Sometimes the most rewarding museums are those you stumble over by chance. Much as I love a big national museum I am also a sucker for an eccentric’s collection of molluscs and paperweights. It’s what attracted many of us who work into museums to get involved in the first place.
A year ago my family visited Flavigny sur Ozerain, one of les plus belles villages en France. Our purpose was to wander through its ancient streets, and more importantly, visit some of the spots where the characters played by Johnny Depp and Juliette Binoche fell in love in the film adaptation of Joanne Harris’s novel, Chocolat. The village provided many of the backdrops for the movie.

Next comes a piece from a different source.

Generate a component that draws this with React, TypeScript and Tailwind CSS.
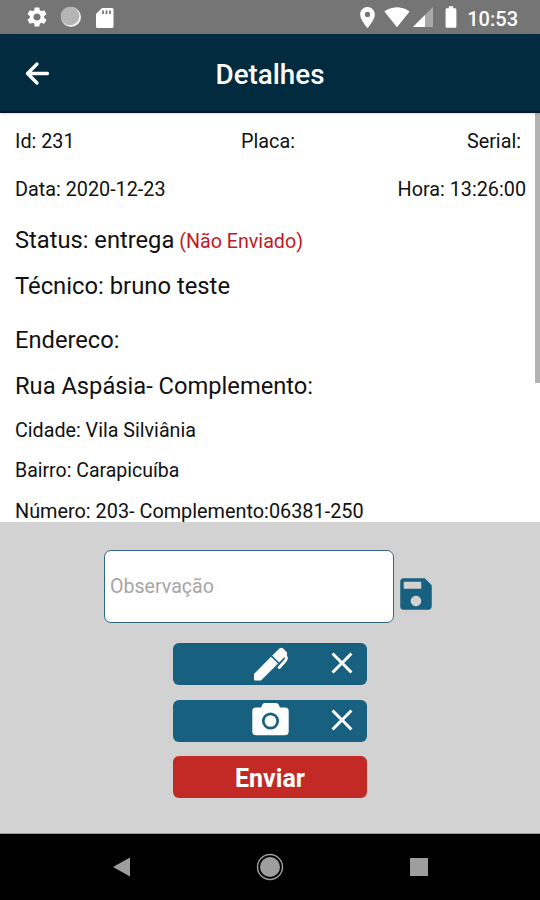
import type { ReactNode } from 'react';
import {
  MdBatteryFull,
  MdClose,
  MdLocationOn,
  MdSave,
  MdSettings,
  MdSignalWifi4Bar,
} from 'react-icons/md';

function StatusBar() {
  return (
    <div className="flex h-[34px] items-center justify-between bg-[#757575] pl-[25px] pr-[22px] text-white">
      <div className="flex items-center">
        <MdSettings size={24} />
        <svg className="ml-[11px]" width="22" height="22" viewBox="0 0 22 22">
          <circle cx="11" cy="11" r="10" fill="#f2f2f2" />
          <circle cx="10" cy="10" r="9.3" fill="#b5b5b5" />
        </svg>
        <svg className="ml-[13px] mt-px" width="19" height="22" viewBox="0 0 19 22">
          <path d="M7 1h10q1.500 0 1.500 1.500v17q0 1.500-1.500 1.500H2.500Q1 21 1 19.500V7z" fill="#fff" />
          <path d="M8 3.500v3.500M11.500 3.500v3.500M15 3.500v3.500" stroke="#757575" strokeWidth="1.800" />
        </svg>
      </div>
      <div className="flex items-center">
        <MdLocationOn size={25} />
        <MdSignalWifi4Bar className="ml-1" size={26} />
        <svg className="ml-[3px]" width="20" height="20" viewBox="0 0 20 20">
          <path d="M20 0v20H0z" fill="#a9a9a9" />
          <path d="M12 8v12H0z" fill="#fff" />
        </svg>
        <MdBatteryFull className="ml-[5px]" size={26} />
        <span className="ml-[3px] mt-1 text-[20px] leading-6 font-medium">10:53</span>
      </div>
    </div>
  );
}

function Header() {
  return (
    <header className="relative z-10 grid h-[79px] grid-cols-[1fr_auto_1fr] items-center border-b-2 border-[#02172b] bg-[#022b40] px-[25px] text-white shadow-sm">
      <svg className="mt-0.5" width="25" height="25" viewBox="0 0 25 25" fill="none" stroke="currentColor" strokeWidth="3.300" strokeLinecap="round" strokeLinejoin="round">
        <path d="M22.500 12.500H3M12 3l-9.500 9.500L12 22" />
      </svg>
      <h1 className="mt-1 text-[27.8px] leading-8 font-medium">Detalhes</h1>
    </header>
  );
}

function Details() {
  return (
    <main className="relative h-[409px] overflow-hidden bg-white pt-px pl-[15px] pr-[14px] text-[19.8px] text-[#111]">
      <div className="grid h-14 grid-cols-[1fr_auto_1fr] items-center">
        <span>Id: 231</span>
        <span className="-ml-[5px]">Placa:</span>
        <span className="pr-[5px] text-right">Serial:</span>
      </div>
      <div className="flex h-10 items-center justify-between">
        <span>Data: 2020-12-23</span>
        <span>Hora: 13:26:00</span>
      </div>
      <p className="-mt-px h-[62px] text-[23.7px] leading-[62px]">
        Status: entrega <span className="-ml-px text-[19.7px] text-[#c21a1f]">(Não Enviado)</span>
      </p>
      <p className="h-[31px] text-[23.8px] leading-[31px]">Técnico: bruno teste</p>
      <p className="h-[76px] text-[23.7px] leading-[77px]">Endereco:</p>
      <p className="h-4 text-[23.7px] leading-4">Rua Aspásia- Complemento:</p>
      <p className="mt-[16px] h-[41px] text-[19.7px] leading-[42px]">Cidade: Vila Silviânia</p>
      <p className="-mt-px h-[41px] text-[19.5px] leading-[41px]">Bairro: Carapicuíba</p>
      <p className="h-[41px] text-[19.85px] leading-[41px]">Número: 203- Complemento:06381-250</p>
      <div className="absolute top-0 right-0 h-[270px] w-[5px] bg-[#b3b3b3]" />
    </main>
  );
}

function PenIcon() {
  return (
    <svg width="37" height="36" viewBox="0 0 37 36" fill="currentColor">
      <path d="M2 28 19 10.700l7 6.800L9 34.500H3q-1 0-1-1z" />
      <path d="M20.200 9.600 27.500 2.500q1.800-1.600 3.600.1l3.500 3.500q1.200 1.300.1 2.600L27.200 16.500z" />
      <path d="m33 8.500 1.300 3.200q.4 1.500-.8 2.800l-6.300 7" fill="none" stroke="currentColor" strokeWidth="3" strokeLinecap="round" strokeLinejoin="round" />
    </svg>
  );
}

function CameraIcon() {
  return (
    <svg className="-mt-[3px]" width="37" height="34" viewBox="0 0 37 34">
      <path d="M4 5.500h5l1.300-2.800Q11 1 12.800 1h11.400q1.800 0 2.500 1.700L28 5.500h5q3.700 0 3.700 3.700v20.300q0 3.700-3.700 3.700H4q-3.700 0-3.700-3.700V9.200Q.3 5.500 4 5.500z" fill="currentColor" />
      <circle cx="18.500" cy="19" r="7.200" fill="none" stroke="#186080" strokeWidth="2.700" />
    </svg>
  );
}

function MediaButton({ children }: { children: ReactNode }) {
  return (
    <button className="grid h-[42px] w-[194px] grid-cols-[1fr_auto_1fr] items-center rounded-[6px] bg-[#186080] text-white">
      <span />
      {children}
      <MdClose className="-mt-0.5 mr-[7px] justify-self-end" size={36} />
    </button>
  );
}

function Actions() {
  return (
    <section className="flex h-[312px] flex-col items-center border-b border-[#999] bg-[#d2d2d2] pt-[28px]">
      <div className="flex w-full pl-[104px]">
        <input
          className="h-[73px] w-[290px] rounded-[7px] border border-[#2f6784] bg-white px-[5px] text-[19.6px] placeholder:text-[#a6a6a6]"
          placeholder="Observação"
        />
        <MdSave className="mt-[22.5px] ml-px text-[#186080]" size={42} />
      </div>
      <div className="mt-5 flex flex-col gap-[14.5px]">
        <MediaButton>
          <PenIcon />
        </MediaButton>
        <MediaButton>
          <CameraIcon />
        </MediaButton>
        <button className="h-[42px] w-[194px] rounded-[6px] bg-[#c32925] pt-1 text-[25px] leading-[38px] font-bold text-white">
          Enviar
        </button>
      </div>
    </section>
  );
}

function NavBar() {
  return (
    <nav className="flex h-[66px] items-center justify-between bg-black pl-[113px] pr-[112px] text-[#9e9e9e]">
      <svg width="17" height="20" viewBox="0 0 17 20" fill="currentColor">
        <path d="M0 10 17 .5v19z" />
      </svg>
      <svg width="28" height="28" viewBox="0 0 28 28" fill="currentColor">
        <circle cx="14" cy="14" r="12.500" fill="none" stroke="currentColor" strokeWidth="1.400" />
        <circle cx="14" cy="14" r="10" />
      </svg>
      <div className="h-[18px] w-[18px] bg-[#9e9e9e]" />
    </nav>
  );
}

export default function App() {
  return (
    <div className="h-[900px] w-[540px] overflow-hidden font-['Roboto',sans-serif]">
      <StatusBar />
      <Header />
      <Details />
      <Actions />
      <NavBar />
    </div>
  );
}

Our immediate priority on arrival, though, as is so often the case on holiday, was to find somewhere for a beer and a bite to eat. We soon found a little shop selling all sorts of pretty things and beyond that was the café. While we ate and drank we looked around us and realised that we were actually in a museum. We had stumbled upon a museum dedicated to the aniseed ball! And who can resist a display case containing nothing but white aniseed balls?
The museum displays are charming and informative covering the manufacture of the famous sweets over many centuries. This was originally the work of the monks in the abbey, but the factory now occupies some of the ruined abbey buildings. As well as the static displays there is also archive footage of local manufacture at various times in the 20th century.
In 1814 there were eight manufacturers of Anis who had taken over from the monks in the production, following the French revolution. In time a single manufacturer, Jacques Galimard, bought out the village’s other Anis factories to form a single one within the abbey.
As well as visiting the museum, café and shop you can observe the current production process, but you can’t watch in its entirety because it takes 15 days to coat an anise! The basis for the anis sweets is the seed of the beautiful little plant, Star Anise. Today the sweets are flavoured with all kinds of natural products from mint to rose to orange blossom.
The sweets are all packed in boxes or tins showing variations of a pastoral idyll. By tradition a shepherd gave his sweetheart some of the sweets, so that they have come to symbolise love and fidelity; they are often given as favours at weddings.
The shop, museum, café, factory and abbey buildings are available to visit throughout the year.